Look through the material below. Copy each line that contains the string "screenshot".

→ **MATERIAL FOR THIS EXERCISE**

--- start ---

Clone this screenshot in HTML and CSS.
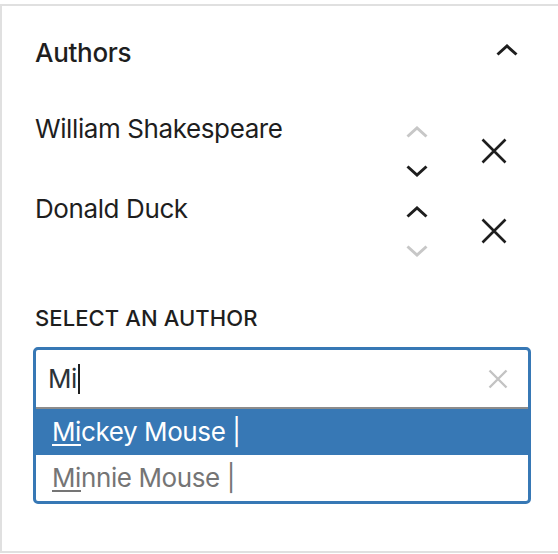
FILE: index.html
```html
<!DOCTYPE html>
<html lang="en">
<head>
<meta charset="utf-8">
<title>Authors</title>
<link rel="stylesheet" href="styles.css">
</head>
<body>
<div class="panel">
  <div class="panel-header">
    <h2 class="panel-title">Authors</h2>
    <span class="toggle">
      <svg width="22" height="12" viewBox="0 0 22 12"><polyline points="1.5,10.5 11,2 20.5,10.5" /></svg>
    </span>
  </div>
  <div class="panel-body">
    <ul class="author-list">
      <li class="author">
        <span class="author-name">William Shakespeare</span>
        <div class="movers">
          <span class="mover is-disabled"><svg width="22" height="12" viewBox="0 0 22 12"><polyline points="1.5,10.5 11,2 20.5,10.5" /></svg></span>
          <span class="mover"><svg width="22" height="12" viewBox="0 0 22 12"><polyline points="1.5,1.5 11,10 20.5,1.5" /></svg></span>
        </div>
        <span class="remove"><svg width="26" height="26" viewBox="0 0 26 26"><path d="M1.5 1.5 L24.5 24.5 M24.5 1.5 L1.5 24.5" /></svg></span>
      </li>
      <li class="author">
        <span class="author-name">Donald Duck</span>
        <div class="movers">
          <span class="mover"><svg width="22" height="12" viewBox="0 0 22 12"><polyline points="1.5,10.5 11,2 20.5,10.5" /></svg></span>
          <span class="mover is-disabled"><svg width="22" height="12" viewBox="0 0 22 12"><polyline points="1.5,1.5 11,10 20.5,1.5" /></svg></span>
        </div>
        <span class="remove"><svg width="26" height="26" viewBox="0 0 26 26"><path d="M1.5 1.5 L24.5 24.5 M24.5 1.5 L1.5 24.5" /></svg></span>
      </li>
    </ul>
    <label class="select-label">Select an author</label>
    <div class="combo">
      <div class="combo-input">
        <span class="combo-value">Mi<span class="caret"></span></span>
        <span class="combo-clear"><svg width="20" height="20" viewBox="0 0 20 20"><path d="M1.5 1.5 L18.5 18.5 M18.5 1.5 L1.5 18.5" /></svg></span>
      </div>
      <ul class="combo-menu">
        <li class="option is-active"><span class="match">Mi</span>ckey Mouse |</li>
        <li class="option"><span class="match">Mi</span>nnie Mouse |</li>
      </ul>
    </div>
  </div>
</div>
</body>
</html>
```

FILE: styles.css
```css
* { box-sizing: border-box; }

html, body {
  margin: 0;
  padding: 0;
  background: #ffffff;
}

body {
  font-family: "Inter", "Noto Sans", sans-serif;
  color: #1e1e1e;
  overflow: hidden;
}

.panel {
  margin-top: 4px;
  width: 580px;
  border-top: 2px solid #e0e0e0;
  border-left: 2px solid #e0e0e0;
  border-bottom: 2px solid #e0e0e0;
}

.panel-header {
  height: 94px;
  display: flex;
  align-items: center;
  justify-content: space-between;
  padding-left: 33px;
  width: 556px;
}

.panel-title {
  margin: 0;
  font-size: 26px;
  font-weight: 500;
  line-height: 32px;
  letter-spacing: -0.3px;
  color: #1e1e1e;
}

.toggle {
  display: flex;
  margin-right: 40px;
  margin-bottom: 6px;
}

.toggle svg polyline,
.mover svg polyline {
  fill: none;
  stroke: #1e1e1e;
  stroke-width: 3;
  stroke-linecap: butt;
  stroke-linejoin: miter;
}

.panel-body {
  padding: 12px 0 47px 33px;
  width: 556px;
}

.author-list {
  list-style: none;
  margin: 0;
  padding: 0;
}

.author {
  display: flex;
  align-items: flex-start;
  height: 80px;
  padding-right: 40px;
}

.author-name {
  flex: 1;
  font-size: 26px;
  line-height: 34px;
  letter-spacing: -0.4px;
  color: #1e1e1e;
}

.movers {
  display: flex;
  flex-direction: column;
  width: 48px;
}

.mover {
  height: 39px;
  display: flex;
  align-items: center;
  justify-content: center;
}

.mover.is-disabled svg polyline {
  stroke: #c7c7c7;
}

.remove {
  width: 48px;
  height: 78px;
  margin-left: 29px;
  display: flex;
  align-items: center;
  justify-content: center;
}

.remove svg path {
  stroke: #1e1e1e;
  stroke-width: 2.6;
  fill: none;
}

.select-label {
  display: block;
  margin-top: 33px;
  font-size: 22px;
  line-height: 26px;
  font-weight: 500;
  text-transform: uppercase;
  letter-spacing: 0.1px;
  color: #1e1e1e;
}

.combo {
  margin-top: 16px;
  margin-left: -2px;
  width: 498px;
  border: 3px solid #3778b5;
  border-radius: 5px;
  overflow: hidden;
  background: #ffffff;
}

.combo-input {
  height: 59px;
  display: flex;
  align-items: center;
  justify-content: space-between;
  padding: 0 20px 0 12px;
  border-bottom: 2px solid #8c8c8c;
}

.combo-value {
  font-size: 26px;
  line-height: 32px;
  letter-spacing: -0.4px;
  color: #2c3338;
  display: flex;
  align-items: center;
}

.caret {
  display: inline-block;
  width: 2px;
  height: 30px;
  background: #1e1e1e;
  margin-left: 1px;
}

.combo-clear {
  display: flex;
}

.combo-clear svg path {
  stroke: #c3c3c3;
  stroke-width: 2.4;
  fill: none;
}

.combo-menu {
  list-style: none;
  margin: 0;
  padding: 0;
}

.option {
  height: 46px;
  padding-left: 16px;
  font-size: 26px;
  line-height: 46px;
  letter-spacing: -0.4px;
  color: #757575;
}

.option.is-active {
  background: #3778b5;
  color: #ffffff;
}

.match {
  text-decoration: underline;
  text-decoration-thickness: 2px;
  text-underline-offset: 3px;
}
```
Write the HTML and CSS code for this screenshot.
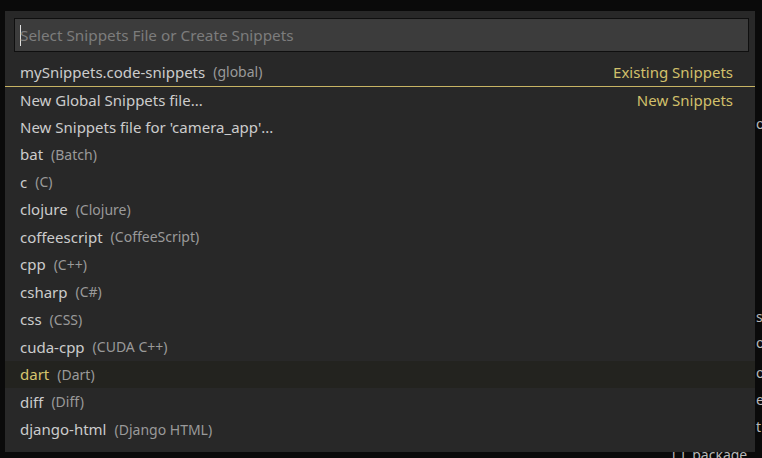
FILE: index.html
```
<!DOCTYPE html>
<html>
<head>
<meta charset="utf-8">
<link rel="stylesheet" href="styles.css">
</head>
<body>
<div class="editor-bg">
  <span class="bg-glyph g1">o</span>
  <span class="bg-glyph g2">s</span>
  <span class="bg-glyph g3">o</span>
  <span class="bg-glyph g4">o</span>
  <span class="bg-glyph g5">e</span>
  <span class="bg-glyph g6">t</span>
  <span class="bg-glyph g7">[ ] .package</span>
</div>
<div class="quick-pick">
  <div class="input-box">
    <span class="caret"></span>
    <span class="placeholder">Select Snippets File or Create Snippets</span>
  </div>
  <div class="list">
    <div class="row"><span class="label">mySnippets.code-snippets</span><span class="desc">(global)</span><span class="group">Existing Snippets</span></div>
    <div class="row sep"><span class="label">New Global Snippets file...</span><span class="group">New Snippets</span></div>
    <div class="row"><span class="label">New Snippets file for 'camera_app'...</span></div>
    <div class="row"><span class="label">bat</span><span class="desc">(Batch)</span></div>
    <div class="row"><span class="label">c</span><span class="desc">(C)</span></div>
    <div class="row"><span class="label">clojure</span><span class="desc">(Clojure)</span></div>
    <div class="row"><span class="label">coffeescript</span><span class="desc">(CoffeeScript)</span></div>
    <div class="row"><span class="label">cpp</span><span class="desc">(C++)</span></div>
    <div class="row"><span class="label">csharp</span><span class="desc">(C#)</span></div>
    <div class="row"><span class="label">css</span><span class="desc">(CSS)</span></div>
    <div class="row"><span class="label">cuda-cpp</span><span class="desc">(CUDA C++)</span></div>
    <div class="row focused"><span class="label">dart</span><span class="desc">(Dart)</span></div>
    <div class="row"><span class="label">diff</span><span class="desc">(Diff)</span></div>
    <div class="row"><span class="label">django-html</span><span class="desc">(Django HTML)</span></div>
  </div>
</div>
</body>
</html>
```
FILE: styles.css
```
html, body {
  margin: 0;
  padding: 0;
  width: 762px;
  height: 458px;
  overflow: hidden;
  background: #0a0a0a;
  font-family: "Noto Sans", "Open Sans", sans-serif;
}
body {
  position: relative;
  padding: 11px 0 0 5px;
  box-sizing: border-box;
}
.editor-bg {
  position: absolute;
  inset: 0;
  color: #b8b8b8;
  font-size: 14px;
}
.bg-glyph { position: absolute; line-height: 14px; }
.g1 { left: 756px; top: 117px; }
.g2 { left: 756px; top: 310px; }
.g3 { left: 756px; top: 336px; }
.g4 { left: 756px; top: 366px; }
.g5 { left: 756px; top: 393px; }
.g6 { left: 756px; top: 420px; }
.g7 { left: 672px; top: 448px; }
.quick-pick {
  position: relative;
  width: 750px;
  height: 441px;
  background: #282828;
  padding: 7px 6px 0 9px;
  box-sizing: border-box;
}
.input-box {
  height: 34px;
  box-sizing: border-box;
  background: #3c3c3c;
  border: 1px solid #0f0f0f;
  display: flex;
  align-items: center;
  padding-left: 5px;
  font-size: 15.3px;
}
.caret {
  width: 1px;
  height: 21px;
  background: #e0e0e0;
}
.placeholder {
  color: #7c7c7c;
  margin-left: -1px;
}
.list {
  margin: 6px -6px 0 -9px;
}
.row {
  height: 27.5px;
  display: flex;
  align-items: center;
  padding: 0 22px 0 15px;
  box-sizing: border-box;
  font-size: 15px;
  color: #cccccc;
}
.row.sep {
  border-top: 1px solid #c8b464;
}
.row.focused {
  background: #23231f;
}
.row.focused .label { color: #d6c56e; }
.desc {
  margin-left: 8px;
  font-size: 14px;
  color: #9a9a9a;
}
.group {
  margin-left: auto;
  color: #d2c06b;
}
```
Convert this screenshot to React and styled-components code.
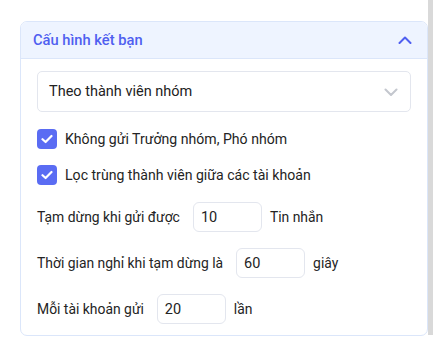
import React from 'react';
import styled, { createGlobalStyle } from 'styled-components';

const GlobalStyle = createGlobalStyle`
  html, body {
    margin: 0;
    padding: 0;
    background: #fff;
  }
  body {
    font-family: Roboto, "Noto Sans", "Liberation Sans", sans-serif;
    color: #242424;
  }
`;

const StyledPage = styled.div`
  display: flex;
  width: 439px;
  height: 351px;
  overflow: hidden;
`;

const StyledMain = styled.div`
  width: 408px;
  padding: 21px 0 0 20px;
`;

const StyledScrollbar = styled.div`
  width: 5px;
  height: 335px;
  background: #d9d9d9;
`;

const StyledCard = styled.div`
  border: 1px solid #dbe6fa;
  border-radius: 7px;
  overflow: hidden;
  background: #fff;
`;

const StyledHeader = styled.div`
  display: flex;
  align-items: center;
  justify-content: space-between;
  height: 36px;
  padding: 0 15px 0 12px;
  background: #eef4ff;
  border-bottom: 1px solid #dbe6fa;
`;

const StyledTitle = styled.span`
  font-size: 14.7px;
  font-weight: 500;
  color: #4f5ff0;
`;

const StyledBody = styled.div`
  display: flex;
  flex-direction: column;
  gap: 16px;
  padding: 12px 16px 11px;
`;

const StyledSelect = styled.div`
  display: flex;
  align-items: center;
  justify-content: space-between;
  box-sizing: border-box;
  height: 41px;
  margin-bottom: 1px;
  padding: 0 12px 0 11px;
  border: 1px solid #e3e6ee;
  border-radius: 5px;
  font-size: 14.5px;
  color: #222;
`;

const StyledCheckRow = styled.label`
  display: flex;
  align-items: center;
  gap: 8px;
  height: 20px;
  font-size: 14.1px;
`;

const StyledBox = styled.span`
  display: flex;
  align-items: center;
  justify-content: center;
  width: 20px;
  height: 20px;
  border-radius: 4px;
  background: #5a6cf3;
`;

const StyledCheckList = styled.div`
  display: flex;
  flex-direction: column;
  gap: 16px;
  margin-bottom: 1px;
`;

const StyledRow = styled.div`
  display: flex;
  align-items: center;
  font-size: 13.9px;
`;

const StyledInput = styled.div`
  display: flex;
  align-items: center;
  box-sizing: border-box;
  width: 69px;
  height: 30px;
  margin: 0 8px 0 13px;
  padding: 0 7px;
  border: 1px solid #e3e6ee;
  border-radius: 6px;
  font-size: 14.5px;
`;

const Check = () => (
  <StyledBox>
    <svg width="12" height="10" viewBox="0 0 12 10">
      <path d="M1.5 5.2 L4.6 8 L10.5 2" fill="none" stroke="#fff" strokeWidth="2.2" strokeLinecap="round" strokeLinejoin="round" />
    </svg>
  </StyledBox>
);

const Chevron = ({ up, color }) => (
  <svg width="14" height="8" viewBox="0 0 14 8">
    <path
      d={up ? 'M1.5 7 L7 1.5 L12.5 7' : 'M1.5 1.5 L7 7 L12.5 1.5'}
      fill="none"
      stroke={color}
      strokeWidth="2"
      strokeLinecap="round"
      strokeLinejoin="round"
    />
  </svg>
);

const NumberRow = ({ label, value, unit }) => (
  <StyledRow>
    <span>{label}</span>
    <StyledInput>{value}</StyledInput>
    <span>{unit}</span>
  </StyledRow>
);

const App = () => (
  <StyledPage>
    <GlobalStyle />
    <StyledMain>
      <StyledCard>
        <StyledHeader>
          <StyledTitle>Cấu hình kết bạn</StyledTitle>
          <Chevron up color="#4f5ff0" />
        </StyledHeader>
        <StyledBody>
          <StyledSelect>
            <span>Theo thành viên nhóm</span>
            <Chevron color="#c4c7ce" />
          </StyledSelect>
          <StyledCheckList>
            <StyledCheckRow>
              <Check />
              Không gửi Trưởng nhóm, Phó nhóm
            </StyledCheckRow>
            <StyledCheckRow>
              <Check />
              Lọc trùng thành viên giữa các tài khoản
            </StyledCheckRow>
          </StyledCheckList>
          <NumberRow label="Tạm dừng khi gửi được" value="10" unit="Tin nhắn" />
          <NumberRow label="Thời gian nghỉ khi tạm dừng là" value="60" unit="giây" />
          <NumberRow label="Mỗi tài khoản gửi" value="20" unit="lần" />
        </StyledBody>
      </StyledCard>
    </StyledMain>
    <StyledScrollbar />
  </StyledPage>
);

export default App;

--- end ---

→ **PROBLEM SOLUTION**
Clone this screenshot in HTML and CSS.
Write the HTML and CSS code for this screenshot.
Convert this screenshot to React and styled-components code.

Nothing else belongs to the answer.